Throughout her two-decade career, Mariah Carey hasn’t been without flaws. She is at times a prime example of separating the artist from the art – save a few very specific career hiccups (Glitter anyone?). Spraypainting her crazy all over the walls of the music industry didn’t help either. Luckily for Mimi, her music has withstood the test of time and Memoirs Of An Imperfect Angel is a continuation of that musical grace.
The Emancipation Of Mimi marked Mariah’s third career turning point. We met the first one in between Daydream and Butterfly when she discovered her sexy side – around the time rumors swelled that she’d eventually become a Bad Boy vixen (think “Honey” remix).
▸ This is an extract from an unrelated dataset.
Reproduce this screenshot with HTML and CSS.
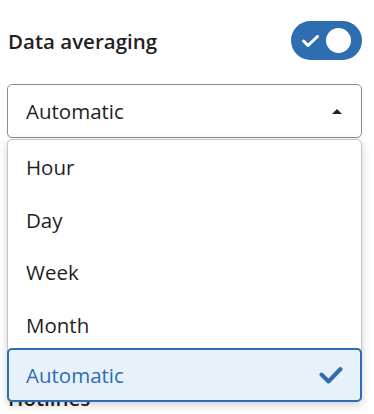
FILE: index.html
```html
<!DOCTYPE html>
<html lang="en">
  <head>
    <meta charset="UTF-8" />
    <meta name="viewport" content="width=device-width, initial-scale=1.0" />
    <title>Data averaging</title>
    <link rel="stylesheet" href="styles.css">
  </head>
  <body>
    <!-- Data averaging setting -->
    <section class="setting">
      <div class="setting-header">
        <h2 class="setting-title">Data averaging</h2>
        <div class="toggle on">
          <svg class="toggle-check" width="17" height="12" viewBox="0 0 17 12">
            <path d="M1.5 6 L6 10.5 L15.5 1.5" fill="none" stroke="#fff" stroke-width="3" stroke-linecap="round" stroke-linejoin="round" />
          </svg>
          <span class="toggle-knob"></span>
        </div>
      </div>

      <div class="select-wrap">
        <div class="select-box">
          <span>Automatic</span>
          <span class="caret"></span>
        </div>
        <ul class="select-menu">
          <li class="option">Hour</li>
          <li class="option">Day</li>
          <li class="option">Week</li>
          <li class="option">Month</li>
          <li class="option selected">
            <span>Automatic</span>
            <svg width="24" height="19" viewBox="0 0 24 19">
              <path d="M2.5 8.5 L9.5 15.5 L21.5 3" fill="none" stroke="#2f6db1" stroke-width="4" stroke-linecap="round" stroke-linejoin="round" />
            </svg>
          </li>
        </ul>
      </div>
    </section>

    <section class="setting">
      <h2 class="setting-title">Hotlines</h2>
    </section>
  </body>
</html>
```

FILE: styles.css
```css
* {
  margin: 0;
  padding: 0;
  box-sizing: border-box;
  font-family: "Open Sans", "Noto Sans", sans-serif;
}

:root {
  --primary: #2f6db1;
  --selected: #e6f1fa;
  --text: #1f1f1f;
}

body {
  background: #ffffff;
  color: var(--text);
  padding: 0 12px 0 7px;
}

.setting-header {
  display: flex;
  justify-content: space-between;
  align-items: center;
  padding-top: 21px;
}

.setting-title {
  font-size: 20.5px;
  line-height: 28px;
  font-weight: 600;
  padding-left: 1px;
}

/* Toggle */
.toggle {
  width: 71px;
  height: 39px;
  border-radius: 20px;
  background: var(--primary);
  display: flex;
  align-items: center;
  justify-content: space-between;
  padding: 0 11px 0 11px;
}

.toggle-knob {
  width: 25px;
  height: 25px;
  border-radius: 50%;
  background: #ffffff;
}

/* Select */
.select-wrap {
  position: relative;
  margin-top: 24px;
}

.select-box {
  height: 54px;
  border: 1px solid #8c8c8c;
  border-radius: 5px;
  display: flex;
  align-items: center;
  justify-content: space-between;
  padding: 0 19px 0 18px;
  font-size: 20.5px;
}

.caret {
  width: 0;
  height: 0;
  border-left: 5.5px solid transparent;
  border-right: 5.5px solid transparent;
  border-bottom: 5.5px solid #222;
}

.select-menu {
  position: absolute;
  top: 55px;
  left: 0;
  right: 0;
  list-style: none;
  background: #ffffff;
  border: 1px solid #c4c4c4;
  border-radius: 5px;
  box-shadow: 0 3px 10px rgba(0, 0, 0, 0.18);
  padding-top: 1px;
  z-index: 10;
}

.option {
  height: 52.5px;
  display: flex;
  align-items: center;
  justify-content: space-between;
  padding: 0 18px 0 18px;
  font-size: 20.5px;
}

.option.selected {
  margin: -3px -1px -1px;
  height: 54px;
  background: var(--selected);
  border: 2px solid var(--primary);
  border-radius: 5px;
  color: var(--primary);
  padding: 0 17px 0 17px;
}

.setting + .setting {
  padding-top: 246px;
}
```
The next came around the Glitter and Charmbracelet era, circa 2001-2002 when the slow mental decline began for Carey. While her music didn’t always reflect that breakdown, it was chock full of overzealous whistle-tones and syrupy Pop ballads that kept her relevant at a time when TRL could have permanently marred her. Then she took a spa holiday and was reinvented for 2005’s Emancipation. Both The Emancipation Of Mimi and E=MC2 honed in on Carey’s new skill-set for crafting songs that would inspire the girl who previously took a breakup a little too far, but eventually put her makeup back on and hit the club again. Now it’s a brand new Mariah. Her marriage to Nick Cannon [click to read] has left those who bet it wouldn’t last with empty pockets and she seems sublimely (and scarily) happy. So here’s the age-old Mary J. Blige question: if she’s happy then what are we left listening to?
Well, the answer can be found in her early career – more “Dreamlover” than “Vision Of Love” – when love fueled her desire to sing and not the other way around. Memoirs is an amalgam of that era mixed with the established divahood that Carey has rightfully earned. There are of course some exceptions. The gossip-kissing “Obsessed” [click to listen] along with a “Shake It Off” revamped “Up Out My Face” (plus a disastrous drum-lined reprise) show that Carey is either really smart or really naïve in thinking those songs maintain a fan-base. On the Pop side, they do, but her loyal following who now reside in the 30-40 year old age bracket might beg to differ. Memoir’s plentiful ballads are indicative of one undeniable truth: no one rocks a mid-tempo like Mariah. The opening tale “Betcha Gon Know” smooths the entrance of the album, and songs like “Candy Bling” and “The Impossible” keep the momentum going throughout. An attempted whistle-tone at the close of “H.A.T.E.U.” doesn’t necessarily indicate that Carey’s pipes are rusting, but perhaps she’s succeeding more with less blustery vocals these days. The album closes with a near-perfect cover of Foreigner’s “I Want To Know What Love Is” that brings you right back to the moment you first heard “Hero” and knew that Carey wasn’t leaving anytime soon. It’s apparent she still isn’t, “imperfect angel” and all, and we’re quite all right with that.